First, suppose $\hat{x}\preceq 0$. Then it should be evident that the optimal values are $x=0$, $w=0$, $z=-\hat{x}$. From now on, we can assume that at least one value of $\hat{x}$ is positive.
But in fact, we can go further. Partition $\hat{x}$, rearranging if necessary, into its positive and nonpositive components. That is, $$\hat{x} = \begin{bmatrix} \hat{x}_+ \\ \hat{x}_- \end{bmatrix}, \quad \hat{x}_+\in\mathbb{R}^k_{++}, ~ \hat{x}_-\in-\mathbb{R}^{n-k}_+$$ Partition $w=(w_+,w_-)$, $z=(z_+,z_-)$, and $x=(x_+,x_-)$ in identical fashion. This partitions the full problem as follows: \begin{array}{ll} \text{maximize} & -\tfrac{1}{2}\|\hat{x}_++w_++z_+\|_2^2 -\tfrac{1}{2}\|\hat{x}_-+w_-+z_-\|_2^2 + \tfrac{1}{2}\|\hat{x}\|_2^2 \\ \text{subject to} & \|w_+\|_2^2 + \|w_-\|_2^2 \leq 1 \\ & z_+,z_- \succeq 0 \end{array} The optimal values of the $-$ portion of the objective are clear: $$z_- = -\hat{x}_-, \quad w_- = 0 \quad\Longrightarrow\quad x_- = 0$$ So in other words, any nonpositive element of $\hat{x}$ corresponds to a zero at the optimal solution.

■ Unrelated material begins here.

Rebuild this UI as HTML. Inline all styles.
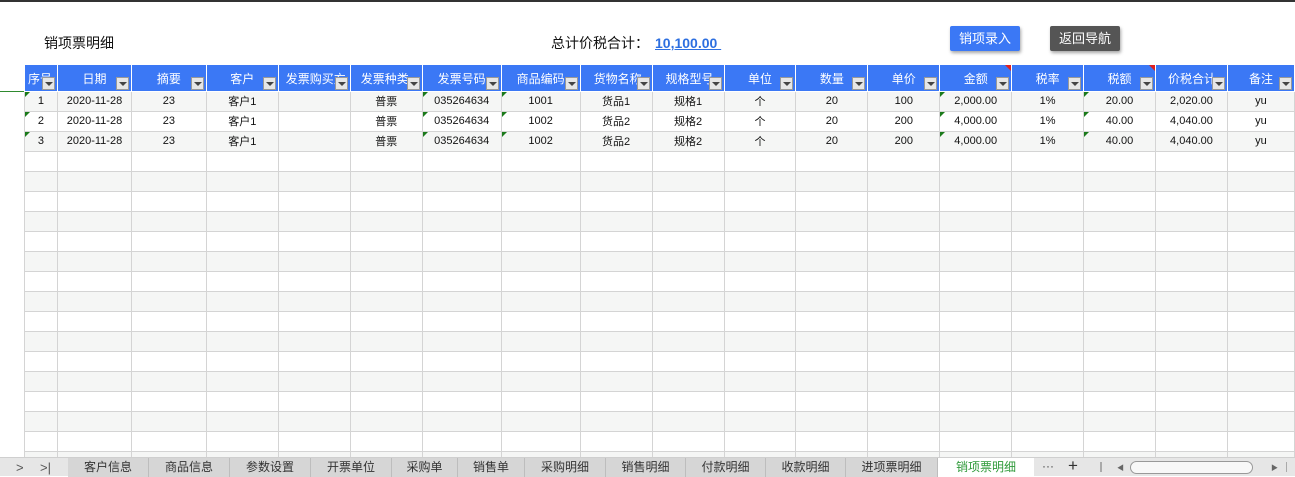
<!DOCTYPE html>
<html><head><meta charset="utf-8"><style>
*{margin:0;padding:0;box-sizing:border-box}
body{width:1295px;height:476px;overflow:hidden;background:#fff;position:relative;font-family:"Liberation Sans","Noto Sans CJK SC",sans-serif;color:#111}
.top{position:absolute;left:0;top:0;width:1295px;height:2px;background:#333}
.title{position:absolute;left:44px;top:33px;font-size:14px}
.sum{position:absolute;left:551px;top:33px;font-size:14px}
.sum a{color:#2d6fe0;font-weight:bold;text-decoration:underline;margin-left:6px;font-size:14px}
.btn{position:absolute;top:26px;height:25px;color:#fff;font-size:13px;line-height:25px;text-align:center;border-radius:2px;box-shadow:1px 2px 3px rgba(0,0,0,.35)}
table{position:absolute;left:24px;top:65px;border-collapse:collapse;table-layout:fixed;font-size:11px}
td{border:1px solid #d4d4d4;height:20px;text-align:center;white-space:nowrap;overflow:hidden;position:relative;padding:0}
tr.h td{background:#3b78f5;color:#fff;height:26px;border:1px solid #fff;border-top:none;font-size:12px;vertical-align:top;padding-top:5px;text-align:center}
tr.g td{background:#f5f6f5}
.dd{position:absolute;right:2px;bottom:1px;width:13px;height:13px;background:#e6e6e6;border:1px solid #999}
.dd:after{content:"";position:absolute;left:2px;top:4px;border-left:4px solid transparent;border-right:4px solid transparent;border-top:4px solid #444}
.gr:before{content:"";position:absolute;left:0;top:0;border-right:5px solid transparent;border-top:5px solid #1b7a1b}
.rd:after{content:"";position:absolute;right:0;top:0;border-left:6px solid transparent;border-top:6px solid #e02020}
.tabs{position:absolute;left:0;top:457px;width:1295px;height:19px;background:#e6e6e6;border-top:1px solid #cfcfcf;font-size:12px}
.tab{position:absolute;top:0;height:19px;background:#d6d6d6;border-right:1px solid #bdbdbd;text-align:center;line-height:19px;color:#333}
.gl{position:absolute;left:0;top:91px;width:25px;height:1px;background:#2f8a2f}
</style></head><body>
<div class="top"></div>
<div class="title">销项票明细</div>
<div class="sum">总计价税合计：<a>10,100.00&nbsp;</a></div>
<div class="btn" style="left:950px;width:70px;background:#3b78f5">销项录入</div>
<div class="btn" style="left:1050px;width:70px;background:#555">返回导航</div>
<div class="gl"></div>
<table>
<colgroup><col style="width:33px"><col style="width:74px"><col style="width:75px"><col style="width:72px"><col style="width:72px"><col style="width:72px"><col style="width:79px"><col style="width:79px"><col style="width:72px"><col style="width:72px"><col style="width:72px"><col style="width:72px"><col style="width:72px"><col style="width:72px"><col style="width:72px"><col style="width:72px"><col style="width:72px"><col style="width:67px"></colgroup>
<tr class="h"><td style="text-align:left;padding-left:3px">序号<i class="dd"></i></td><td>日期<i class="dd"></i></td><td>摘要<i class="dd"></i></td><td>客户<i class="dd"></i></td><td style="text-align:left;padding-left:7px">发票购买方<i class="dd"></i></td><td style="text-align:left;padding-left:10px">发票种类<i class="dd"></i></td><td>发票号码<i class="dd"></i></td><td>商品编码<i class="dd"></i></td><td style="text-align:left;padding-left:13px">货物名称<i class="dd"></i></td><td style="text-align:left;padding-left:13px">规格型号<i class="dd"></i></td><td>单位<i class="dd"></i></td><td>数量<i class="dd"></i></td><td>单价<i class="dd"></i></td><td class="rd">金额<i class="dd"></i></td><td>税率<i class="dd"></i></td><td class="rd">税额<i class="dd"></i></td><td style="text-align:left;padding-left:12px">价税合计<i class="dd"></i></td><td>备注<i class="dd"></i></td></tr>
<tr class="g"><td class="gr">1</td><td>2020-11-28</td><td>23</td><td>客户1</td><td></td><td>普票</td><td class="gr">035264634</td><td class="gr">1001</td><td>货品1</td><td>规格1</td><td>个</td><td>20</td><td>100</td><td class="gr">2,000.00</td><td>1%</td><td class="gr">20.00</td><td>2,020.00</td><td>yu</td></tr>
<tr><td class="gr">2</td><td>2020-11-28</td><td>23</td><td>客户1</td><td></td><td>普票</td><td class="gr">035264634</td><td class="gr">1002</td><td>货品2</td><td>规格2</td><td>个</td><td>20</td><td>200</td><td class="gr">4,000.00</td><td>1%</td><td class="gr">40.00</td><td>4,040.00</td><td>yu</td></tr>
<tr class="g"><td class="gr">3</td><td>2020-11-28</td><td>23</td><td>客户1</td><td></td><td>普票</td><td class="gr">035264634</td><td class="gr">1002</td><td>货品2</td><td>规格2</td><td>个</td><td>20</td><td>200</td><td class="gr">4,000.00</td><td>1%</td><td class="gr">40.00</td><td>4,040.00</td><td>yu</td></tr>
<tr><td></td><td></td><td></td><td></td><td></td><td></td><td></td><td></td><td></td><td></td><td></td><td></td><td></td><td></td><td></td><td></td><td></td><td></td></tr>
<tr class="g"><td></td><td></td><td></td><td></td><td></td><td></td><td></td><td></td><td></td><td></td><td></td><td></td><td></td><td></td><td></td><td></td><td></td><td></td></tr>
<tr><td></td><td></td><td></td><td></td><td></td><td></td><td></td><td></td><td></td><td></td><td></td><td></td><td></td><td></td><td></td><td></td><td></td><td></td></tr>
<tr class="g"><td></td><td></td><td></td><td></td><td></td><td></td><td></td><td></td><td></td><td></td><td></td><td></td><td></td><td></td><td></td><td></td><td></td><td></td></tr>
<tr><td></td><td></td><td></td><td></td><td></td><td></td><td></td><td></td><td></td><td></td><td></td><td></td><td></td><td></td><td></td><td></td><td></td><td></td></tr>
<tr class="g"><td></td><td></td><td></td><td></td><td></td><td></td><td></td><td></td><td></td><td></td><td></td><td></td><td></td><td></td><td></td><td></td><td></td><td></td></tr>
<tr><td></td><td></td><td></td><td></td><td></td><td></td><td></td><td></td><td></td><td></td><td></td><td></td><td></td><td></td><td></td><td></td><td></td><td></td></tr>
<tr class="g"><td></td><td></td><td></td><td></td><td></td><td></td><td></td><td></td><td></td><td></td><td></td><td></td><td></td><td></td><td></td><td></td><td></td><td></td></tr>
<tr><td></td><td></td><td></td><td></td><td></td><td></td><td></td><td></td><td></td><td></td><td></td><td></td><td></td><td></td><td></td><td></td><td></td><td></td></tr>
<tr class="g"><td></td><td></td><td></td><td></td><td></td><td></td><td></td><td></td><td></td><td></td><td></td><td></td><td></td><td></td><td></td><td></td><td></td><td></td></tr>
<tr><td></td><td></td><td></td><td></td><td></td><td></td><td></td><td></td><td></td><td></td><td></td><td></td><td></td><td></td><td></td><td></td><td></td><td></td></tr>
<tr class="g"><td></td><td></td><td></td><td></td><td></td><td></td><td></td><td></td><td></td><td></td><td></td><td></td><td></td><td></td><td></td><td></td><td></td><td></td></tr>
<tr><td></td><td></td><td></td><td></td><td></td><td></td><td></td><td></td><td></td><td></td><td></td><td></td><td></td><td></td><td></td><td></td><td></td><td></td></tr>
<tr class="g"><td></td><td></td><td></td><td></td><td></td><td></td><td></td><td></td><td></td><td></td><td></td><td></td><td></td><td></td><td></td><td></td><td></td><td></td></tr>
<tr><td></td><td></td><td></td><td></td><td></td><td></td><td></td><td></td><td></td><td></td><td></td><td></td><td></td><td></td><td></td><td></td><td></td><td></td></tr>
<tr class="g"><td></td><td></td><td></td><td></td><td></td><td></td><td></td><td></td><td></td><td></td><td></td><td></td><td></td><td></td><td></td><td></td><td></td><td></td></tr>
</table>
<div class="tabs">
<span style="position:absolute;left:16px;top:0;line-height:19px;font-size:13px;color:#555">&gt;</span>
<span style="position:absolute;left:40px;top:0;line-height:19px;font-size:13px;color:#555">&gt;|</span>
<div class="tab" style="left:68px;width:81px">客户信息</div>
<div class="tab" style="left:149px;width:81px">商品信息</div>
<div class="tab" style="left:230px;width:81px">参数设置</div>
<div class="tab" style="left:311px;width:81px">开票单位</div>
<div class="tab" style="left:392px;width:66px">采购单</div>
<div class="tab" style="left:458px;width:67px">销售单</div>
<div class="tab" style="left:525px;width:81px">采购明细</div>
<div class="tab" style="left:606px;width:80px">销售明细</div>
<div class="tab" style="left:686px;width:80px">付款明细</div>
<div class="tab" style="left:766px;width:80px">收款明细</div>
<div class="tab" style="left:846px;width:92px">进项票明细</div>
<div class="tab" style="left:938px;width:96px;background:#fff;color:#2f9a3a;border:none">销项票明细</div>
<span style="position:absolute;left:1042px;top:0;line-height:17px;color:#444">···</span>
<span style="position:absolute;left:1068px;top:-2px;font-size:17px;color:#333">+</span>
<span style="position:absolute;left:1100px;top:4px;width:2px;height:10px;border-left:1px solid #aaa;border-right:1px solid #aaa"></span>
<span style="position:absolute;left:1117px;top:5px;font-size:7px;color:#666">◀</span>
<div style="position:absolute;left:1130px;top:3px;width:123px;height:13px;border:1px solid #999;border-radius:7px;background:#f8f8f8"></div>
<span style="position:absolute;left:1271px;top:5px;font-size:7px;color:#666">▶</span>
<span style="position:absolute;left:1286px;top:4px;width:2px;height:10px;border-left:1px solid #aaa"></span>
</div>
</body></html>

Furthermore, we claim that $z_+=0$ as well. After all, since $\hat{x}_++z_+\succeq \hat{x}_+$, any nonzero value of $z_+$ would reduce the objective (to be maximized) with no other benefit. So with $z_+$ clamped to zero, we're left with a standard $\ell_2$ prox function for the positive portion of the vector! That is, $$w_+ = \begin{cases} -\hat{x}_+ & \|\hat{x}\|_2 \leq 1 \\ -\|\hat{x}_+\|_2^{-1} \hat{x}_+ & \|\hat{x}\|_2\geq 1 \end{cases}, \quad x_+ = \begin{cases} 0 & \|\hat{x}\|_2 \leq 1 \\ (1-\|\hat{x}_+\|_2^{-1}) \hat{x}_+ & \|\hat{x}\|_2\geq 1 \end{cases}$$
In sum: to compute this prox, clamp the negative values of $\hat{x}$ to zero, and scale the positive components according to the standard $\ell_2$ prox function. This is very similar to the $\ell_1 + \ell_2$ case: the $\ell_1$ shrinkage comes first followed by the $\ell_2$ scaling.